The Norwegian gothic rock band Seigmen released an album called Metropolis, featuring pictures of the movie’s architecture as cover art. - Janelle Monáe based both her concept albums on the original film including her EP, Metropolis: Suite I (The Chase), released in mid-2007, and The ArchAndroid, released in 2009. The latter also included an homage to Metropolis on its cover, with the film version of the Tower of Babel among the remainder of the city. The albums follow the adventures of Monáe’s alter-ego and robot, Cindi Mayweather, as a messianic figure to the android community of Metropolis.
- Videos for songs by pop singer-songwriter Lady Gaga have made a series of references to Lang’s film.
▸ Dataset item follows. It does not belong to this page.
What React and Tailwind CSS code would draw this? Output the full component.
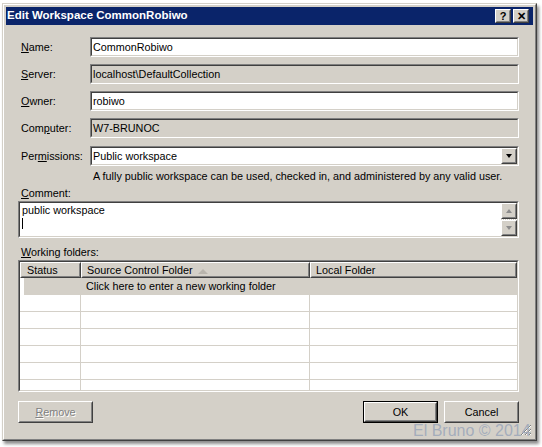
import React from 'react';

function Sunken({ className = '', inner = '', children }) {
  return (
    <div className={`border border-t-[#808080] border-l-[#808080] border-b-white border-r-white ${className}`}>
      <div className={`h-full border border-t-[#404040] border-l-[#404040] border-b-[#d4d0c8] border-r-[#d4d0c8] ${inner}`}>
        {children}
      </div>
    </div>
  );
}

function Raised({ className = '', inner = '', children }) {
  return (
    <div className={`border border-t-white border-l-white border-b-[#404040] border-r-[#404040] bg-[#d4d0c8] ${className}`}>
      <div className={`h-full border border-t-[#d4d0c8] border-l-[#d4d0c8] border-b-[#808080] border-r-[#808080] ${inner}`}>
        {children}
      </div>
    </div>
  );
}

function Field({ label, value, disabled, dropdown, mt }) {
  return (
    <div className={`flex items-center h-[20px] ${mt}`}>
      <div className="w-[72px] pl-[3px]">{label}</div>
      <Sunken className="flex-1 h-[20px]" inner={`flex items-center ${disabled ? 'bg-[#d4d0c8]' : 'bg-white'}`}>
        <span className="flex-1 pl-[1px] whitespace-nowrap">{value}</span>
        {dropdown && (
          <Raised className="w-[16px] h-full" inner="flex items-center justify-center">
            <div className="w-0 h-0 border-l-[3.5px] border-r-[3.5px] border-t-[4px] border-l-transparent border-r-transparent border-t-black" />
          </Raised>
        )}
      </Sunken>
    </div>
  );
}

function ScrollArrow({ up }) {
  return (
    <Raised className="w-[16px] h-[16px]" inner="flex items-center justify-center">
      <div
        className={`w-0 h-0 border-l-[3.5px] border-r-[3.5px] border-l-transparent border-r-transparent ${
          up ? 'border-b-[4px] border-b-[#8c8c8c]' : 'border-t-[4px] border-t-[#8c8c8c]'
        }`}
      />
    </Raised>
  );
}

export default function App() {
  const rows = [0, 1, 2, 3, 4];

  return (
    <div className="relative w-[542px] h-[447px] overflow-hidden bg-white text-[10.8px] text-black font-['Liberation_Sans',Arial,sans-serif]">
      {/* Window */}
      <div className="ml-[2px] mt-[3px] w-[535px] h-[438px] border border-t-[#d4d0c8] border-l-[#d4d0c8] border-b-[#404040] border-r-[#404040] shadow-[2px_3px_3px_rgba(0,0,0,0.45)]">
        <div className="h-full flex flex-col border border-t-white border-l-white border-b-[#808080] border-r-[#808080] bg-[#d4d0c8] p-[2px]">
          {/* Title bar */}
          <div className="h-[18px] bg-[#0a246a] flex items-center pl-[1px] pr-[4px]">
            <span className="flex-1 text-white font-bold text-[11.5px] whitespace-nowrap">Edit Workspace CommonRobiwo</span>
            <Raised className="w-[16px] h-[14px]" inner="flex items-center justify-center font-bold text-[11px] leading-none">?</Raised>
            <Raised className="ml-[2px] w-[16px] h-[14px]" inner="flex items-center justify-center font-bold text-[11px] leading-none">✕</Raised>
          </div>

          {/* Body */}
          <div className="relative flex-1 flex flex-col pt-[12px] pl-[12px] pr-[14px]">
            <Field label={<><u>N</u>ame:</>} value="CommonRobiwo" />
            <Field mt="mt-[7px]" disabled label={<><u>S</u>erver:</>} value="localhost\DefaultCollection" />
            <Field mt="mt-[7px]" label={<><u>O</u>wner:</>} value="robiwo" />
            <Field mt="mt-[7px]" disabled label={<>Com<u>p</u>uter:</>} value="W7-BRUNOC" />
            <Field mt="mt-[8px]" dropdown label={<>Per<u>m</u>issions:</>} value="Public workspace" />

            <div className="mt-[3px] h-[14px] leading-[14px] pl-[75px] whitespace-nowrap">
              A fully public workspace can be used, checked in, and administered by any valid user.
            </div>

            <div className="mt-[3px] h-[14px] leading-[14px] pl-[3px]">
              <u>C</u>omment:
            </div>
            <Sunken className="mt-[1px] h-[37px]" inner="flex bg-white">
              <div className="flex-1 pl-[2px] pt-[1px] leading-[13px]">
                <div>public workspace</div>
                <div className="w-[1px] h-[11px] bg-black mt-[1px]" />
              </div>
              <div className="w-[16px] flex flex-col">
                <ScrollArrow up />
                <div className="flex-1 bg-[repeating-conic-gradient(#ffffff_0_25%,#d4d0c8_0_50%)] bg-[length:2px_2px]" />
                <ScrollArrow />
              </div>
            </Sunken>

            <div className="mt-[7px] h-[14px] leading-[14px] pl-[3px]">
              <u>W</u>orking folders:
            </div>
            <Sunken className="mt-[1px] h-[132px]" inner="flex flex-col bg-white overflow-hidden">
              {/* Header */}
              <div className="flex h-[16px] shrink-0">
                <Raised className="w-[61px]" inner="pl-[5px] leading-[13px]">Status</Raised>
                <Raised className="w-[229px]" inner="relative pl-[4px] leading-[13px]">
                  Source Control Folder
                  <div className="absolute left-[115px] top-[5px] w-0 h-0 border-l-[5px] border-r-[5px] border-b-[5px] border-l-transparent border-r-transparent border-b-[#b8b4ac]" />
                </Raised>
                <Raised className="flex-1" inner="pl-[4px] leading-[13px]">Local Folder</Raised>
              </div>
              {/* New row */}
              <div className="flex h-[17px] shrink-0">
                <div className="w-[4px] bg-white" />
                <div className="flex-1 bg-[#d4d0c8] pl-[62px] leading-[17px] whitespace-nowrap">
                  Click here to enter a new working folder
                </div>
              </div>
              {rows.map((r) => (
                <div key={r} className="flex h-[17px] shrink-0 border-b border-[#d4d0c8]">
                  <div className="w-[61px] border-r border-[#d4d0c8]" />
                  <div className="w-[229px] border-r border-[#d4d0c8]" />
                  <div className="flex-1" />
                </div>
              ))}
              <div className="flex flex-1">
                <div className="w-[61px] border-r border-[#d4d0c8]" />
                <div className="w-[229px] border-r border-[#d4d0c8]" />
                <div className="flex-1" />
              </div>
            </Sunken>

            {/* Buttons */}
            <div className="mt-[9px] flex h-[22px]">
              <Raised className="w-[75px] h-[22px]" inner="flex items-center justify-center text-[#808080] [text-shadow:1px_1px_0_#ffffff]">
                <span><u>R</u>emove</span>
              </Raised>
              <div className="flex-1" />
              <div className="w-[75px] h-[22px] border border-black">
                <Raised className="h-full" inner="flex items-center justify-center">OK</Raised>
              </div>
              <Raised className="ml-[6px] w-[75px] h-[22px]" inner="flex items-center justify-center">Cancel</Raised>
            </div>

            {/* Resize grip */}
            <svg className="absolute right-[1px] bottom-[1px]" width="12" height="12" viewBox="0 0 12 12">
              <path d="M11 1 L1 11 M11 5 L5 11 M11 9 L9 11" stroke="#808080" strokeWidth="1" />
              <path d="M11 2 L2 11 M11 6 L6 11 M11 10 L10 11" stroke="#ffffff" strokeWidth="1" />
            </svg>
          </div>
        </div>
      </div>

      {/* Watermark */}
      <div className="absolute left-[413px] top-[422px] text-[16px] leading-[18px] text-[#9ea8ba]/90 whitespace-nowrap font-['Liberation_Sans',Arial,sans-serif]">
        El Bruno © 2014
      </div>
    </div>
  );
}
Visual allusions to the film are noted most predominantly in the music videos for “Alejandro”, “Born This Way”, and “Applause”.
- The Brazilian metal band Sepultura named their 2013 album The Mediator Between Head and Hands Must Be the Heart after a quote from the film.
- The 2014 music video “Digital Witness” by St. Vincent in collaboration with Chino Moya presents “a surreal, pastel-hued future” in which lead singer Annie Clark is a stand-in for Maria.
- The 2012 EP Metropolis Part I by the electronic music trio The M Machine is a conceptual work inspired by the film.